Walking around town today in my provincial capital, I realized a few things. One: that I look at this place a whole different way now. I try and soak it all up, because I know that very shortly, I will be leaving here.. I’m consciously trying to remember the sites, the colors, the smells, the people. Two, I feel completely at ease and in my element here. No longer do I ask other PCVs to head to town with me, so that I don’t have to go alone (only to split the cost of an outrageously priced $2 taxi). While company is always nice, I feel comfortable alone. I feel like it is also my home, no longer that I am a stranger in a foreign land. I know my way around, and if I don’t, I have no reservations in stopping and asking someone where something is. I don’t feel out of place, I don’t feel like a fool. I’m so settled that it’s not even strange to me that I’m hearing conversations in a foreign language. It’s no longer strange to me that I’m greeting random people, in another language. It doesn’t even phase me when I switch between 4 different languages as different people greet me in 4 different languages. It all comes and flows out naturally, it’s not something that I have to think about. This place is in my blood. This place is my home. This is what feels natural to me. There are no more surprises.
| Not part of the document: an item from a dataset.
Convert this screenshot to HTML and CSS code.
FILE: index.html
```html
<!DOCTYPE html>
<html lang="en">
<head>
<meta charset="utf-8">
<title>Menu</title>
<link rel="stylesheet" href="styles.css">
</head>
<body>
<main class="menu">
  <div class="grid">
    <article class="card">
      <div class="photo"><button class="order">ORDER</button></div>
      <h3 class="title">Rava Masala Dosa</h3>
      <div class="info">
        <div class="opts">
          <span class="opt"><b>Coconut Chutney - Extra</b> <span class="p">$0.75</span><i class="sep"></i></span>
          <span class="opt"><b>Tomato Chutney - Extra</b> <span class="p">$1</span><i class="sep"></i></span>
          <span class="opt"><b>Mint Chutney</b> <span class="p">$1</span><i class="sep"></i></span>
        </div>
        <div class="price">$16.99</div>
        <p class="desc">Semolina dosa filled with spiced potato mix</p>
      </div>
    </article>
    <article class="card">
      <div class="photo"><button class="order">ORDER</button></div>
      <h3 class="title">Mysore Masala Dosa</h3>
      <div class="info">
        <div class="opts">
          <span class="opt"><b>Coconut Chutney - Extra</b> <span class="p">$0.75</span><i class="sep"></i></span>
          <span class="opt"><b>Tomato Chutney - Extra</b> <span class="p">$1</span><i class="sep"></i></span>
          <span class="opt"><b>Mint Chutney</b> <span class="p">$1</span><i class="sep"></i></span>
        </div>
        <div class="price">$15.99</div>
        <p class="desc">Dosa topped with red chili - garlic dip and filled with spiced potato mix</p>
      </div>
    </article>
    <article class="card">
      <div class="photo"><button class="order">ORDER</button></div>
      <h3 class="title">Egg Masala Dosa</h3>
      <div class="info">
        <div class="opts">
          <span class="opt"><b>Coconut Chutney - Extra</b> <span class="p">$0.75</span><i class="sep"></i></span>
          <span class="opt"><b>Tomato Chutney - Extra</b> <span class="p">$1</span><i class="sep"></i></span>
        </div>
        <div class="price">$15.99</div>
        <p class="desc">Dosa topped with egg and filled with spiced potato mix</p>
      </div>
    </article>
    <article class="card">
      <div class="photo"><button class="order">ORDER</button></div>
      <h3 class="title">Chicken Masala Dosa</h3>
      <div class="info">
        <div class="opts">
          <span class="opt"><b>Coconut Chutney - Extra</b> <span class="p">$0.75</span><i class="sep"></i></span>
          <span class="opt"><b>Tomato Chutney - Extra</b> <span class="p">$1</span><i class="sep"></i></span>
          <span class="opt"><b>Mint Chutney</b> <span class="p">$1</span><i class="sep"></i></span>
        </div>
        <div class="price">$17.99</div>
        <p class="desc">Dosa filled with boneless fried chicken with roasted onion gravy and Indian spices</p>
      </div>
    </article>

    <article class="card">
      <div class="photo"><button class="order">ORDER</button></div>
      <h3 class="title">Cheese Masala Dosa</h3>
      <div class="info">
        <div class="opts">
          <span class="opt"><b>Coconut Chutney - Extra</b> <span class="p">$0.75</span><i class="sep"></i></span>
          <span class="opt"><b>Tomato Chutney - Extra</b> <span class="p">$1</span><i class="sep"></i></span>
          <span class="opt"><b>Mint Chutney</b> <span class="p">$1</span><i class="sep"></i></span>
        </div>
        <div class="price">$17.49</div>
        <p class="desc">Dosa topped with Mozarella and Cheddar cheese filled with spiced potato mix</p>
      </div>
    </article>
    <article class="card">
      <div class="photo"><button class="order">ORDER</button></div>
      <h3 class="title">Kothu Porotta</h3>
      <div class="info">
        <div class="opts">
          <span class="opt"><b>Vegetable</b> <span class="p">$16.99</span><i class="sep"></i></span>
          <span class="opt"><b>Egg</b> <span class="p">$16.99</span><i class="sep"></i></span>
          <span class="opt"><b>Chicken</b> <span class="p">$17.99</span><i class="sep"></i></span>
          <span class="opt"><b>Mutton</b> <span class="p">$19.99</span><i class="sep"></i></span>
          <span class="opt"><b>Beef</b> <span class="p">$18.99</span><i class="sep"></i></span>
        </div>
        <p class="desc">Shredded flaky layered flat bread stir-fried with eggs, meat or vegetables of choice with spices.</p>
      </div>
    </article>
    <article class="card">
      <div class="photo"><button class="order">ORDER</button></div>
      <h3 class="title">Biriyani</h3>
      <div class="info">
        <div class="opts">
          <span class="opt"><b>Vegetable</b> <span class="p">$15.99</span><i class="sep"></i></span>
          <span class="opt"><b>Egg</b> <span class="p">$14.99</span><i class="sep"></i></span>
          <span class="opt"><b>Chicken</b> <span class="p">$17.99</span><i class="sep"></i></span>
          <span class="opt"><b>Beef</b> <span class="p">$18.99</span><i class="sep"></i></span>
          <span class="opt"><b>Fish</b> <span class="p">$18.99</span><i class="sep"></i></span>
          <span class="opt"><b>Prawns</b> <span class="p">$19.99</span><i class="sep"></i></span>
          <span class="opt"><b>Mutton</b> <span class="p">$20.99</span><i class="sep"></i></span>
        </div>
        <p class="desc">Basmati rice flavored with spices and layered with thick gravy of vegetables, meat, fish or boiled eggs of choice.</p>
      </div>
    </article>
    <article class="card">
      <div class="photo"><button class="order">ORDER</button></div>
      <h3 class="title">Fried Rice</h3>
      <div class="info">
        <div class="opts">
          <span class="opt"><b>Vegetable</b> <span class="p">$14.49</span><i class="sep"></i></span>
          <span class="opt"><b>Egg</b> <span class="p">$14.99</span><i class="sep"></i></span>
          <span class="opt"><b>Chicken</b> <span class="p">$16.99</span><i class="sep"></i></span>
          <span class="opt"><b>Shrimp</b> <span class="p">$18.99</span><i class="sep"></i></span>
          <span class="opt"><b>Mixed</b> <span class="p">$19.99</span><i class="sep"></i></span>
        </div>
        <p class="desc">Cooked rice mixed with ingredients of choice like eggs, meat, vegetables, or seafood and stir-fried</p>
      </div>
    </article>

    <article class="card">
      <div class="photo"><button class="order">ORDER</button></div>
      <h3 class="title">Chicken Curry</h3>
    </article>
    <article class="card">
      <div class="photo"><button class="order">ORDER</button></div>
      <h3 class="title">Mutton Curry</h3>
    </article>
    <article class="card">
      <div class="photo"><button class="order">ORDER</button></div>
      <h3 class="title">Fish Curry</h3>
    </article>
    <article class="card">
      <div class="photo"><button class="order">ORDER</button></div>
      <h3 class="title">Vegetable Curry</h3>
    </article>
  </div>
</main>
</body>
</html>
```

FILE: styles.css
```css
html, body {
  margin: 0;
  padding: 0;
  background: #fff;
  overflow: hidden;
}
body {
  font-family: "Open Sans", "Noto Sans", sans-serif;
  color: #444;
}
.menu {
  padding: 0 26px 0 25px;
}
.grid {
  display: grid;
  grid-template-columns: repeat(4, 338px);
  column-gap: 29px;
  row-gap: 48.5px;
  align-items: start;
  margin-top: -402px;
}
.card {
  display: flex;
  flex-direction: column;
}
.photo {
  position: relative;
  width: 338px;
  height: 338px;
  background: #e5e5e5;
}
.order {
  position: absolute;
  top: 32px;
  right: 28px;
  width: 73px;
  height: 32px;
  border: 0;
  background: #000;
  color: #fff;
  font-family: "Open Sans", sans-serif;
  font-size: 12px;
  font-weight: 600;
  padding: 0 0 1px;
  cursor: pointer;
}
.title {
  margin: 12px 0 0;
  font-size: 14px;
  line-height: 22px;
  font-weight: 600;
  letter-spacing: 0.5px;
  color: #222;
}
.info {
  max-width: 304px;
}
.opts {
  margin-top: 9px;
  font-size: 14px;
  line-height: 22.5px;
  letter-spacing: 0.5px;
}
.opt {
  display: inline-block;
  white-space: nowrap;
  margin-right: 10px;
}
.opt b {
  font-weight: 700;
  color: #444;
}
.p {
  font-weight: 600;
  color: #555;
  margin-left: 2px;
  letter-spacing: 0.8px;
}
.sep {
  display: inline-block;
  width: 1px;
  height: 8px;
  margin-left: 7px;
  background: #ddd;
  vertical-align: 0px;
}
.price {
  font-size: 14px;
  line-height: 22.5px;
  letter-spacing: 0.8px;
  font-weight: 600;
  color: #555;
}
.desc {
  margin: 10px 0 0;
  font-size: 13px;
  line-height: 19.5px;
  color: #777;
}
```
I’m no longer in the designing-of-projects-and-programs-at-site mood, I’m more in the mood to just sit and be. To be with the people of my village, my kids, my students, my staff, my counterparts, my friends, my family. And as much as I feel like there’s still so much more that I could do and want to do, I realize that I don’t have enough time to get involved in a lot of things anymore. I realize that time is probably better spent, and more meaningfully spent, if I just be present. If I sit and have sima and speak Tumbuka with the only people I’ll ever be able to realistically sit and eat sima and speak Tumbuka with again.
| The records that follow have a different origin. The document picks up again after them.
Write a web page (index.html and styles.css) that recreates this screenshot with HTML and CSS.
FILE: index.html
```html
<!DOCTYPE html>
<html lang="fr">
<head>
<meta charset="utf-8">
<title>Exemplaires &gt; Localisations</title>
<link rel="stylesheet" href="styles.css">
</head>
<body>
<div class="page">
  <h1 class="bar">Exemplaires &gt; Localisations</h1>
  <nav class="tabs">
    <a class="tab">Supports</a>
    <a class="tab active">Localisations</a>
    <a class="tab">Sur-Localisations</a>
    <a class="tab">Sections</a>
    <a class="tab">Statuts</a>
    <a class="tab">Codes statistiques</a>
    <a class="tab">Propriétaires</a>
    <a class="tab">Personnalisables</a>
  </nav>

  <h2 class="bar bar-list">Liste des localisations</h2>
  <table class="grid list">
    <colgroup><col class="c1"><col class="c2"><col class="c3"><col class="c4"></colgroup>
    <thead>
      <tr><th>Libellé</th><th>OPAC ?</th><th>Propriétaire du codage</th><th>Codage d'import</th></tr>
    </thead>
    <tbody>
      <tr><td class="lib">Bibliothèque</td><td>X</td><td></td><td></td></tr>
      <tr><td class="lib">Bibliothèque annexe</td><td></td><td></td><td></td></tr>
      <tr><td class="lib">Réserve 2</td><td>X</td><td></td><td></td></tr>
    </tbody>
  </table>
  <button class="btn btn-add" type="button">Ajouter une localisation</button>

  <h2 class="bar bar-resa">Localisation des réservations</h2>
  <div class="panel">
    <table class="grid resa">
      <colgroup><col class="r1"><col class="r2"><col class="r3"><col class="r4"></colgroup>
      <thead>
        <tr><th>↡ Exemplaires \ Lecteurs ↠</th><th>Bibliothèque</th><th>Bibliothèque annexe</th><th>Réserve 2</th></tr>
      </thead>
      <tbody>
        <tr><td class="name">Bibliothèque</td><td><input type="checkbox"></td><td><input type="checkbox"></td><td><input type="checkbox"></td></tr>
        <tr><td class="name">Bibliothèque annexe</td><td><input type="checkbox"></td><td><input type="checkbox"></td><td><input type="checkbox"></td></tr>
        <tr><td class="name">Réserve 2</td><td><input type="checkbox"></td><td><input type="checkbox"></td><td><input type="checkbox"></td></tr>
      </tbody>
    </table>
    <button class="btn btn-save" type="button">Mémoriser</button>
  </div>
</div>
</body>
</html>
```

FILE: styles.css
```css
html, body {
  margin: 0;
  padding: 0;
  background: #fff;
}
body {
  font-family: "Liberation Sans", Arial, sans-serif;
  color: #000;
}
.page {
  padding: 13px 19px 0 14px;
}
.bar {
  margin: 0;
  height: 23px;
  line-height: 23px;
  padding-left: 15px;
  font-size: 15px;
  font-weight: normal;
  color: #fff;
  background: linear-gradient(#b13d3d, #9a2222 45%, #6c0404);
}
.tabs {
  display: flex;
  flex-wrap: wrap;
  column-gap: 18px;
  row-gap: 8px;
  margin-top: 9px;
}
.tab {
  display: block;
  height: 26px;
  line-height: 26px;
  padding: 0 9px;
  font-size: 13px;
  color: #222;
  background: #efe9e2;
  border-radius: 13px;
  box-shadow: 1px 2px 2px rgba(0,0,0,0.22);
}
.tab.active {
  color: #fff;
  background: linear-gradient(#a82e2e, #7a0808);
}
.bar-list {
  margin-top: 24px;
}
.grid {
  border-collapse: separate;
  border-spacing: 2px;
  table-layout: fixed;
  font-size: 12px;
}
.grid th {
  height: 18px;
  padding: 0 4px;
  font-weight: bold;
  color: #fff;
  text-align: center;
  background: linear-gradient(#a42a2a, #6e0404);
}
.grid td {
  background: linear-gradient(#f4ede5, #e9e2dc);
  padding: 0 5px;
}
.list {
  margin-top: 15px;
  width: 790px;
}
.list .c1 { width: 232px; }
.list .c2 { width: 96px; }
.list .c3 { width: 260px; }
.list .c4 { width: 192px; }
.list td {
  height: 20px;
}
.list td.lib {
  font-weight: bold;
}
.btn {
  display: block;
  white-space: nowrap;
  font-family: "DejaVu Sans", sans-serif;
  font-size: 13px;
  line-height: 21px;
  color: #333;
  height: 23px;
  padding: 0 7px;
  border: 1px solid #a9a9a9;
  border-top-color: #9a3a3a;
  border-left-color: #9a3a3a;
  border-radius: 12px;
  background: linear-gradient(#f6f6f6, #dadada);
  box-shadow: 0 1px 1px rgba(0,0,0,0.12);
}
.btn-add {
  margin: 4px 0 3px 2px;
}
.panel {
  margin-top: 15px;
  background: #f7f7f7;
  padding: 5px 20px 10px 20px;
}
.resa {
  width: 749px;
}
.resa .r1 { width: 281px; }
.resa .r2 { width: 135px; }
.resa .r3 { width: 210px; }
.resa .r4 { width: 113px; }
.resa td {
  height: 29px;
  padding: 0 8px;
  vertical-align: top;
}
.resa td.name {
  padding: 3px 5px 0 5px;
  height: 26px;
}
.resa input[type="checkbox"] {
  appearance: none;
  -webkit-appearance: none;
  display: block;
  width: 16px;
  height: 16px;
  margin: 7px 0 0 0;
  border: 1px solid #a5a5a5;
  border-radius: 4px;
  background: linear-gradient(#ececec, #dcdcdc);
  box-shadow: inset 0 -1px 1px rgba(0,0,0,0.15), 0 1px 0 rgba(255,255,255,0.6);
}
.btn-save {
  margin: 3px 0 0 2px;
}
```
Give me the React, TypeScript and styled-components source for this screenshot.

I’m no longer as adamant about improving my hut and adding to it, but rather in taking it down and starting to give all of my things away. I want to leave here with nothing more than a backpack on my back, a facebook full of pictures, and a lifetime full of memories. It’s insane how easy it is to detach myself from worldly goods, as now I know that I can live and prosper with nothing. I prepare now to pass instruments, information, and tools on to my replacement volunteer, rather than prepare personal trappings to make for an easier time on myself. 
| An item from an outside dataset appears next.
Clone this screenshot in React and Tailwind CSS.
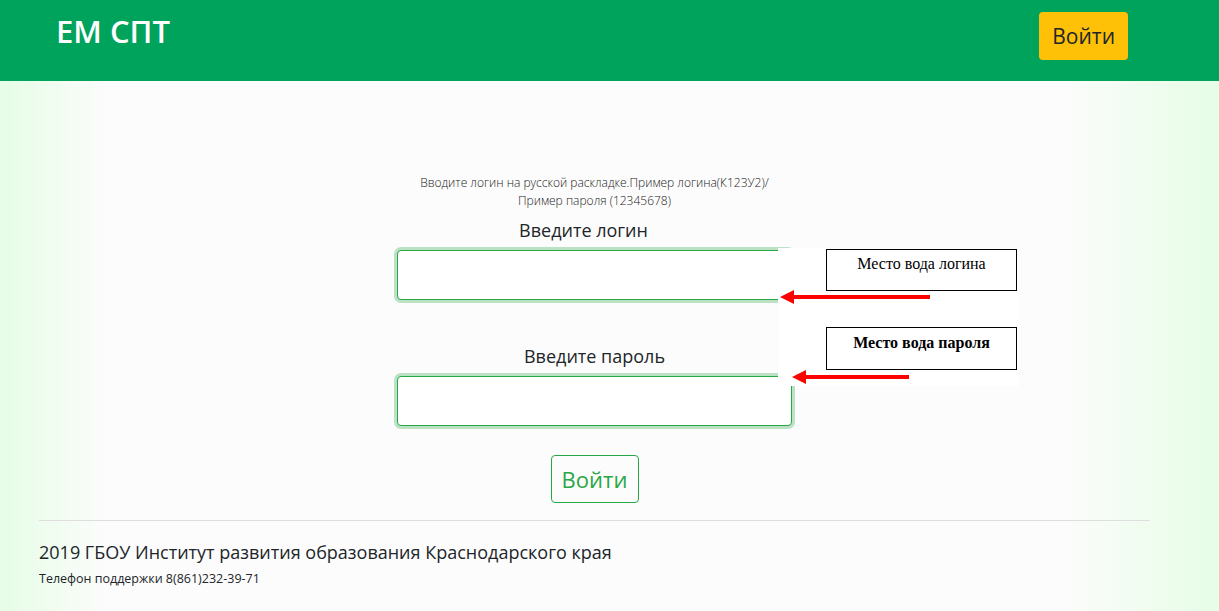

Getting ready to leave this awe-inspiring, timeless place is bittersweet. I think I was very fortunate to have been in Lusaka as the last group of volunteers that precedes my intake rang a bell, signifying the end of their service in Zambia. It was really heart breaking, but also eye opening. Seeing their camaraderie as they hugged each other congratulations and good bye- people whom have been on this roller coaster with them for the last 27 months- really touched my heart. It made me think about how I’m not really close with many people in my own intake, but rather those of other groups. It made me think how I wish I were closer with my intake, as we should be a family, being together in Philly on July 17, 2012, up until this date in Zambia. It made me feel sad, as they all sat there and reminisced, because it made me reminisce too. It made me realize how much I shouldn't take for granted over the next few months; how I need to embrace and cherish every last bit. This has been the quickest two years of my life. This has been the best two years of my life. I can’t believe how quickly it’s winding down; how soon I’m going to have to be saying my good byes as well. I don’t want this to end. I would do it all over again, in a heartbeat. How can I walk away from all of this? This is tearing me apart inside, even as I sit here writing this, with 4.5 months left to go. I can’t believe I have to say goodbye to what has become my home, my family, my life, my heart. I’m not ready for this to be over, and I have no idea how I’m going to survive it.